**Written instruction:**
Every line of the material that follows must be printed again exactly.

-- start Stored data --

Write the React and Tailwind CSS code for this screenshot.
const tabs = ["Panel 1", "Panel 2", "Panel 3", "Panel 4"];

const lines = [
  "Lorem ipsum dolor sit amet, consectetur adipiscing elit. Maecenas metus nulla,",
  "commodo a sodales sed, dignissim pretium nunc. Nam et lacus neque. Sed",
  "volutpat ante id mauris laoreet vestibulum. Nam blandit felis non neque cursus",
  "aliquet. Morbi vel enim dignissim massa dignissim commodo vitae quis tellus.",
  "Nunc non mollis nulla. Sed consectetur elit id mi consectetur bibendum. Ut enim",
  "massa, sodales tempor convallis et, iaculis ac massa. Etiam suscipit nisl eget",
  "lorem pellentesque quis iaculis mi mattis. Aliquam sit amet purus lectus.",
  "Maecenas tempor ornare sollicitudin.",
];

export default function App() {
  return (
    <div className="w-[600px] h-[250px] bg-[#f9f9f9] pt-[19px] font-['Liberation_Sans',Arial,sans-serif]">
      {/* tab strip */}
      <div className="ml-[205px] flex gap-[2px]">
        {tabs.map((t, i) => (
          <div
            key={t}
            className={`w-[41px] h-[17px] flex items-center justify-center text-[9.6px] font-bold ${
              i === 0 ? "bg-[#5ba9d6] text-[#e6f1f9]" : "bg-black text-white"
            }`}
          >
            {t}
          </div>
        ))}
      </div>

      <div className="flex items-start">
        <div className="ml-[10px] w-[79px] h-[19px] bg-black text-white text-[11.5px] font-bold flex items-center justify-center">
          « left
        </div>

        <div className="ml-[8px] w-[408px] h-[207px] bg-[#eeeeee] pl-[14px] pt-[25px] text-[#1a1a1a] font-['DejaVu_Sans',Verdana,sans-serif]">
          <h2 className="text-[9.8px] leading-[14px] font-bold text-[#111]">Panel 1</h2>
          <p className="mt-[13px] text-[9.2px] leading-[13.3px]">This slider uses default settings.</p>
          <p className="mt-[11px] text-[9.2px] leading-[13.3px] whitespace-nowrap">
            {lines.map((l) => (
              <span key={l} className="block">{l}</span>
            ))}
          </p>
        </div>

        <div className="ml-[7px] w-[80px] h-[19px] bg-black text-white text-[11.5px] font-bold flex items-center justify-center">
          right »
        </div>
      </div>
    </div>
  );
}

-- end Stored data --

**Result of the exercise:**
Write the React and Tailwind CSS code for this screenshot.
const tabs = ["Panel 1", "Panel 2", "Panel 3", "Panel 4"];

const lines = [
  "Lorem ipsum dolor sit amet, consectetur adipiscing elit. Maecenas metus nulla,",
  "commodo a sodales sed, dignissim pretium nunc. Nam et lacus neque. Sed",
  "volutpat ante id mauris laoreet vestibulum. Nam blandit felis non neque cursus",
  "aliquet. Morbi vel enim dignissim massa dignissim commodo vitae quis tellus.",
  "Nunc non mollis nulla. Sed consectetur elit id mi consectetur bibendum. Ut enim",
  "massa, sodales tempor convallis et, iaculis ac massa. Etiam suscipit nisl eget",
  "lorem pellentesque quis iaculis mi mattis. Aliquam sit amet purus lectus.",
  "Maecenas tempor ornare sollicitudin.",
];

export default function App() {
  return (
    <div className="w-[600px] h-[250px] bg-[#f9f9f9] pt-[19px] font-['Liberation_Sans',Arial,sans-serif]">
      {/* tab strip */}
      <div className="ml-[205px] flex gap-[2px]">
        {tabs.map((t, i) => (
          <div
            key={t}
            className={`w-[41px] h-[17px] flex items-center justify-center text-[9.6px] font-bold ${
              i === 0 ? "bg-[#5ba9d6] text-[#e6f1f9]" : "bg-black text-white"
            }`}
          >
            {t}
          </div>
        ))}
      </div>

      <div className="flex items-start">
        <div className="ml-[10px] w-[79px] h-[19px] bg-black text-white text-[11.5px] font-bold flex items-center justify-center">
          « left
        </div>

        <div className="ml-[8px] w-[408px] h-[207px] bg-[#eeeeee] pl-[14px] pt-[25px] text-[#1a1a1a] font-['DejaVu_Sans',Verdana,sans-serif]">
          <h2 className="text-[9.8px] leading-[14px] font-bold text-[#111]">Panel 1</h2>
          <p className="mt-[13px] text-[9.2px] leading-[13.3px]">This slider uses default settings.</p>
          <p className="mt-[11px] text-[9.2px] leading-[13.3px] whitespace-nowrap">
            {lines.map((l) => (
              <span key={l} className="block">{l}</span>
            ))}
          </p>
        </div>

        <div className="ml-[7px] w-[80px] h-[19px] bg-black text-white text-[11.5px] font-bold flex items-center justify-center">
          right »
        </div>
      </div>
    </div>
  );
}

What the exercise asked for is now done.